11. In the case of Hein Leahmann (I) Limited 1997 (95) E.L.T. 568, this Tribunal held that "Insofar as the limitation is concerned, we find that the similar goods were being produced when old Central Excise Tariff was in force and the Department was aware of the goods and the fact that they were being described as Rima Profile steel wires. Under the old Central Excise Tariff, they were being classified under T.I. 68 and were being supplied to their own unit at Durgapur. We, therefore consider that no grounds have been made for invoking the extended period of limitation. Thus while we confirm the classification under Heading No. 73.08 sub-heading No. 7308.90, we restrict the demand to the normal period of limitation from the relevant date as explained under Section 11A of Central Excise Act/1944." 12. We have perused the above decisions. We find that in the instant case even if it is assumed that M/s. Wearwell Tyre had cleared green tyres declaring them as tread rubber, rubber sheets with textile material and beads the benefit of duty paid on tyres would have been taken by M/s. Verma Tyre, Devi Tyre and S.K. Tyre in the form of Modvat credit of duty. Thus there cannot be any intention to evade payment of duty, hence on limitation issue the appellants succeed.

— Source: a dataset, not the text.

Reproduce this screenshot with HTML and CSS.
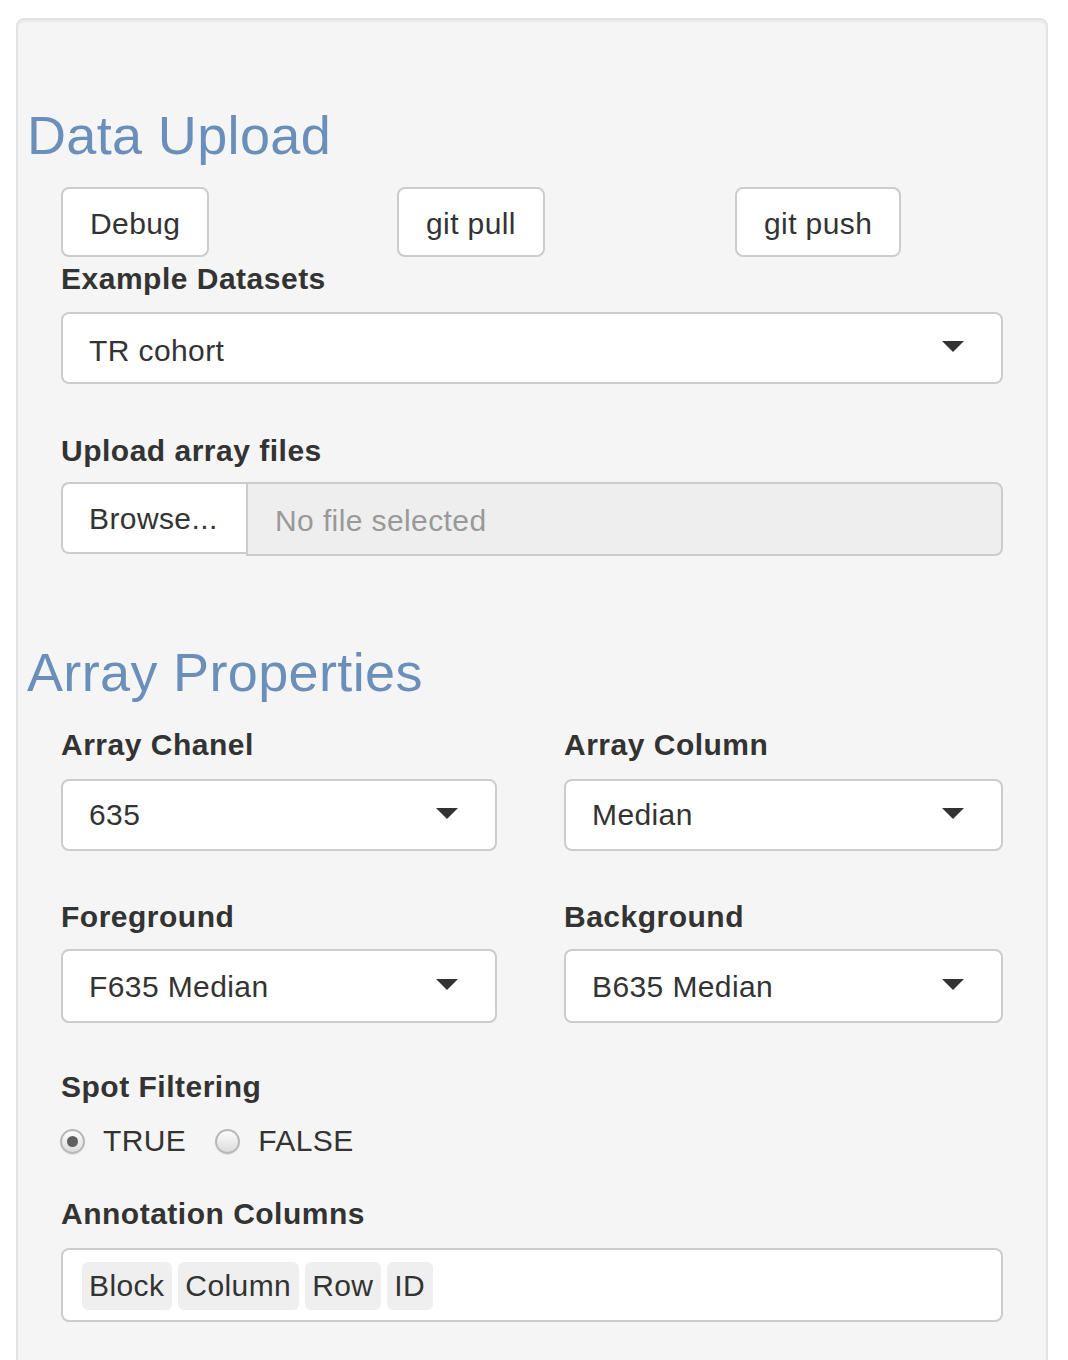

13. Insofar as the clandestine removal of green tyres by M/s. Wearwell Tyre is concerned, we find that the entire case is built on visit of the officers to the premises of M/s. Verma Tyre and subsequent follow up action at other premises. We note that during the year 1987 a show cause notice was issued to M/s. Wearwell Tyre alleging that the appellants had cleared tread rubber, beads, rubber sheets combined with textile material which were not declared. Thus the present allegation of clearing of green tyres in the garb of tread rubber, beads and rubber sheets combined with textile material is a contradiction. The only evidence available with the Department is presence of 52 green tyres marked BCL. There is no other evidence to prove that the actual green tyres were being cleared and in the duty paying documents, they were being shown as tread rubber, beads, rubber sheets combine with textile material. Some portion of the certain reports are being relied upon but the reports relied upon are to be read as a whole and if read as a whole contradiction come out clearly in those reports. It is settled law now that any allegation of clandestine removal must be proved to the hilt. In the instant case, except the availability of 52 numbers of green tyres marked BCL which is the trademark of M/s. Verma Tyre found in the premises of M/s. Wearwell Tyre lends more support to the contention of the appellants that these tyres were being manufactured on experimental basis. BCL means Balise Central Lag and not Big Chip Lug. In the absence of any evidence the green tyres found in the premises of Verma Tyre, Devi Tyre and S.K. Tyre, the Department has not proved the case of clandestine removal beyond creating some doubt. However suspicion howsoever grave cannot take the place of proof. The position that the tread rubber, beads, and rubber sheets combined with textile material were actually being cleared by M/s.

Wearwell Tyre is based on duty paying documents and corresponding entries in the form of RG 23A Part-I & II maintained by M/s. Verma Tyre, S.K. Tyre and Devi Tyre. These entries in the registers maintained by the appellants were verified at times by the officers and found correct. Nothing has been brought on records that these entries were false entries or the verification of the Department was false. In the circumstances, we hold that even on merits, the Department has not been able to make out a case. Thus the appellants succeed both on merits and limitation. In the result, the appeals are allowed.

Consequential relief, if any, shall be admissible to the appellants in accordance with law.